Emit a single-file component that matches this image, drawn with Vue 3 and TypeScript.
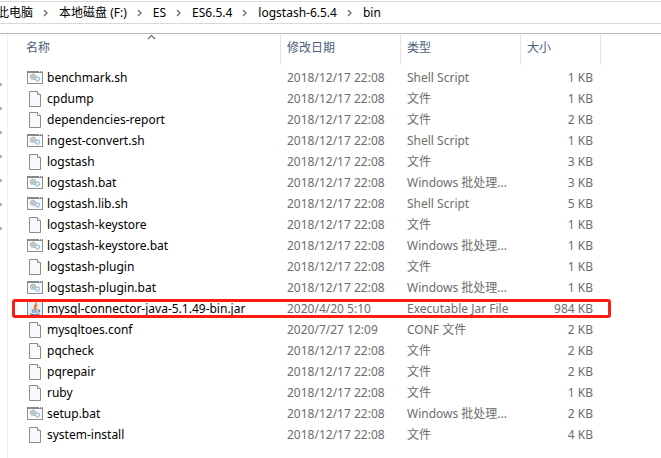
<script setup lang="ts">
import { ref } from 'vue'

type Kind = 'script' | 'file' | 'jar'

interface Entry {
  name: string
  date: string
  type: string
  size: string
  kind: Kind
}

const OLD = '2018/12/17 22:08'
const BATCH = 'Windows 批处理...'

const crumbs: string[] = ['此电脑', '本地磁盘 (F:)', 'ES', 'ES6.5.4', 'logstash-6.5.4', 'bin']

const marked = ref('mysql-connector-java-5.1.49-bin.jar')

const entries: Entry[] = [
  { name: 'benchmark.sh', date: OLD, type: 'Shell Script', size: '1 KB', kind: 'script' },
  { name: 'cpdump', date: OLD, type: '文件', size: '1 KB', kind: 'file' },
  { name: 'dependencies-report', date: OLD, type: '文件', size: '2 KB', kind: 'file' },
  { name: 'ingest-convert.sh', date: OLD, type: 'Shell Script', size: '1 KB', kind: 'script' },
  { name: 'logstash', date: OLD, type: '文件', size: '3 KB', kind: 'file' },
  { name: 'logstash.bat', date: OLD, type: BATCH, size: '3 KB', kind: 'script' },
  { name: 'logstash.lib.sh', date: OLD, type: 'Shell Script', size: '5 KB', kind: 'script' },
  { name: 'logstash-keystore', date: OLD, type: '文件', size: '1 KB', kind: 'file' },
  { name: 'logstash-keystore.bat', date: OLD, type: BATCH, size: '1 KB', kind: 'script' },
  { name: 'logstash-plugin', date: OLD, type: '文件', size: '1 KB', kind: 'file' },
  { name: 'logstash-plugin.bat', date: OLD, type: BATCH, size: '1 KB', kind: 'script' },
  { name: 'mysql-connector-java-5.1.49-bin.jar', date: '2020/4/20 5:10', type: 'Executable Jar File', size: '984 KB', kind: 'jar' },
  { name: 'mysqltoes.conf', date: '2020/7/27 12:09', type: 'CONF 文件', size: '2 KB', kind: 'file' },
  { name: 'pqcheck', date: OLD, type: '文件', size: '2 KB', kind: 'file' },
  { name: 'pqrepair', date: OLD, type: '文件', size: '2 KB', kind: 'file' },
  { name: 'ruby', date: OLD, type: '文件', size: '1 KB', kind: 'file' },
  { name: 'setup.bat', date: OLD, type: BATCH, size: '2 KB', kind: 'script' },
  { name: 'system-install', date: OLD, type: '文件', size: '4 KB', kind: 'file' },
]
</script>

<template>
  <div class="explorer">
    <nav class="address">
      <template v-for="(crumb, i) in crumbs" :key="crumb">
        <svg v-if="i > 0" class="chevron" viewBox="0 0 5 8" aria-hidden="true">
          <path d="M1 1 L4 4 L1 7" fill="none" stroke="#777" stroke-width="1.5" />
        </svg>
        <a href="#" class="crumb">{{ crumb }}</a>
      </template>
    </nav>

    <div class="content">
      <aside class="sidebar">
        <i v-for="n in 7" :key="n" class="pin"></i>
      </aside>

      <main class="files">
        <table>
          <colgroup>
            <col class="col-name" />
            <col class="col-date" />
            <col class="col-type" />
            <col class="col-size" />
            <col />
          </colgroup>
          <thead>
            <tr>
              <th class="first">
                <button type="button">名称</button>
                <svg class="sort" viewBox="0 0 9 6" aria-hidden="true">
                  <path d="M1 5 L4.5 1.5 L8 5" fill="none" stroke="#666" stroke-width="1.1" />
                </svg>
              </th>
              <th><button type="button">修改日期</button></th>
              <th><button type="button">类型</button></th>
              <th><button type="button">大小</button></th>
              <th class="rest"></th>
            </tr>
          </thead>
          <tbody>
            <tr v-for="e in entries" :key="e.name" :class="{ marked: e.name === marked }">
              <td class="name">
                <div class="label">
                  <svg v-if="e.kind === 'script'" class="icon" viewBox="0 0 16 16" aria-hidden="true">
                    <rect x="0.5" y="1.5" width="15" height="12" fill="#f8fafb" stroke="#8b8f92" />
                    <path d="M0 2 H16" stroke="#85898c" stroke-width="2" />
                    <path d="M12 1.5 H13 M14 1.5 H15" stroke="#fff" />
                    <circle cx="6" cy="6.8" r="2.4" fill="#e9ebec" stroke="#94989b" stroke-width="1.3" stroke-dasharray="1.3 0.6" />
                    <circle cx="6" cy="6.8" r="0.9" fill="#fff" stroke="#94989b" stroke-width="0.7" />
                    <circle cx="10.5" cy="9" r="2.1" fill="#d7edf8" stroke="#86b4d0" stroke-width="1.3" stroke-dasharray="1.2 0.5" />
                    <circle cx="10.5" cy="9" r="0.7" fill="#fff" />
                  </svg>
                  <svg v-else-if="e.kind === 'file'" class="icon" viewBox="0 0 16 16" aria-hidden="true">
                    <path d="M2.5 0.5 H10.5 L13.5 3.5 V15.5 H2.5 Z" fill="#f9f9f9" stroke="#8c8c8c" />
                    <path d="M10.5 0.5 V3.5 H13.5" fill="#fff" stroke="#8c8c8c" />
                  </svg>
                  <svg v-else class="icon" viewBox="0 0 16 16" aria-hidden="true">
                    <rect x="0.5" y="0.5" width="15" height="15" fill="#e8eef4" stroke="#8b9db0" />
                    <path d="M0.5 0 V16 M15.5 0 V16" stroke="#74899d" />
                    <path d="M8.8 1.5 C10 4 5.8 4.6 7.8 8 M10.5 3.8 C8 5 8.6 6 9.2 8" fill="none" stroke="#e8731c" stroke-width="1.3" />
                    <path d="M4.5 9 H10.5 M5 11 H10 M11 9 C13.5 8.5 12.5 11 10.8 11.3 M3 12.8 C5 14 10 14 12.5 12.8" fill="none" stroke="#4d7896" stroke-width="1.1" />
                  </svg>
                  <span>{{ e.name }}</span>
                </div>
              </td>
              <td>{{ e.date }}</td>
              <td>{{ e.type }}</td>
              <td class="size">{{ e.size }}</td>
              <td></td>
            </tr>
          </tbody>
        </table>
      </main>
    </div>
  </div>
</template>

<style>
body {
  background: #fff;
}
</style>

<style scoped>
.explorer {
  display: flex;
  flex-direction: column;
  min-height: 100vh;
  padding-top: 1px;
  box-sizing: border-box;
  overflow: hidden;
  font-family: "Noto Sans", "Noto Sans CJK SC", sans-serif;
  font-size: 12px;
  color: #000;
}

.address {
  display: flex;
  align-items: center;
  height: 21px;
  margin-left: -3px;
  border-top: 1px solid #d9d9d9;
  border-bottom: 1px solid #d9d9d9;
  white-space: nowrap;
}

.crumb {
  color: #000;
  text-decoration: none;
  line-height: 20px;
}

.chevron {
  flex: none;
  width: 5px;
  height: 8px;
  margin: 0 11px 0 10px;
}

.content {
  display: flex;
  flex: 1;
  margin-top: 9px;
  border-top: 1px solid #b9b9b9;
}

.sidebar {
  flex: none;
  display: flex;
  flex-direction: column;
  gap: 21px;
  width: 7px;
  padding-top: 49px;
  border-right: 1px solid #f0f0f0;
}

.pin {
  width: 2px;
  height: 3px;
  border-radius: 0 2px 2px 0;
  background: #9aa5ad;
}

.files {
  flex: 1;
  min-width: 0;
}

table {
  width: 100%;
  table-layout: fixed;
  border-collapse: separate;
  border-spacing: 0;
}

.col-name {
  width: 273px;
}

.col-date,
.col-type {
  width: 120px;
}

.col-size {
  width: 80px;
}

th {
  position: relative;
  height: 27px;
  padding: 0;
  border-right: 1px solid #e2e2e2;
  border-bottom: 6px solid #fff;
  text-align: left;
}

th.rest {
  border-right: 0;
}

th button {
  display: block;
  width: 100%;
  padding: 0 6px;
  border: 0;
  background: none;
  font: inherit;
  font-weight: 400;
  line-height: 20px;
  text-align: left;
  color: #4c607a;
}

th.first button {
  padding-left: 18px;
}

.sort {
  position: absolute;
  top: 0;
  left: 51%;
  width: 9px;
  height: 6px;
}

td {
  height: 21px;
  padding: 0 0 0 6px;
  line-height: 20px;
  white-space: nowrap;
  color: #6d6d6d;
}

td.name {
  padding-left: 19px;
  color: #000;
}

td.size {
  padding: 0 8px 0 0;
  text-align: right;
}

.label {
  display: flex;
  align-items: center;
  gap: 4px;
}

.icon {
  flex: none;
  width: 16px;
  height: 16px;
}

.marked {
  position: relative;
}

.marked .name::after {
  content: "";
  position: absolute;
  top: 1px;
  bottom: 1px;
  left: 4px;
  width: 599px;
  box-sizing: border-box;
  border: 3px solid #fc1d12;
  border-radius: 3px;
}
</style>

· · ·

◆ Given exercise: From the opening line of the listing above through the line bearing "const marked = ref('mysql-connector-java-5.1.49-bin.jar')", repeat each line exactly. Drop every picture.

◆ Task solution:
Emit a single-file component that matches this image, drawn with Vue 3 and TypeScript.
<script setup lang="ts">
import { ref } from 'vue'

type Kind = 'script' | 'file' | 'jar'

interface Entry {
  name: string
  date: string
  type: string
  size: string
  kind: Kind
}

const OLD = '2018/12/17 22:08'
const BATCH = 'Windows 批处理...'

const crumbs: string[] = ['此电脑', '本地磁盘 (F:)', 'ES', 'ES6.5.4', 'logstash-6.5.4', 'bin']

const marked = ref('mysql-connector-java-5.1.49-bin.jar')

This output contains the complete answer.